L’angle de vue des féministes du porno ouvre des perspectives à un genre qui navigue entre ennui et médiocrité. De vrais scénarios dans lesquels les protagonistes ne semblent pas tous sortis du même moule, une retranscription des relations intimes plus érotique que sexuelle, un retour en grâce de l’artistique et de la qualité de réalisation, ne peuvent que réjouir toutes celles et ceux qui ne trouvaient rien de franchement excitant dans le porno mainstream. Cependant qu’il soit androcentré ou féministe le porno se heurte au même plafond de verre, celui au-dessus duquel se trouve l’indicible, l’ineffable de la relation intime, cette partie dont aucun mot, aucune image n’est en capacité de dépeindre la puissance émotionnelle.

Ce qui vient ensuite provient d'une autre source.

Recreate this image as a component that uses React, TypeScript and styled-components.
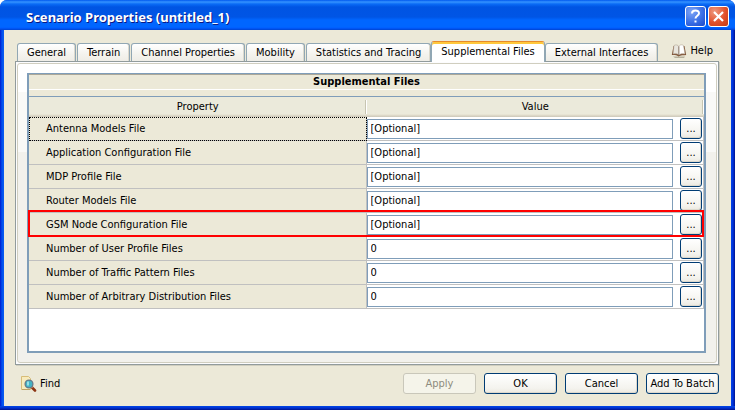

Si nous montrons un intérêt pour la pornographie féministe c’est avant tout pour sa dimension politique, sa capacité à porter un contre-discours aux pornographes phallocrates et leur vision caricaturale de la sexualité. Et dans le domaine, reconnaissons que les réalisatrices font montre d’un talent particulier pour démolir les stéréotypes déliquescents du porno de masse et offrir une plus juste perception de la fantasmatique féminine. S’il serait audacieux d’attendre du porno féministe monts et merveilles, nous pouvons toutefois nous persuader qu’il peut au moins endosser le statut d’éducateur érotique de nos adolescents et pour cela nous ne pouvons que soutenir la volonté de ses réalisatrices de sortir la représentation de la sexualité humaine du caniveau dans lequel les pornographes l’avaient jusqu’alors confinée.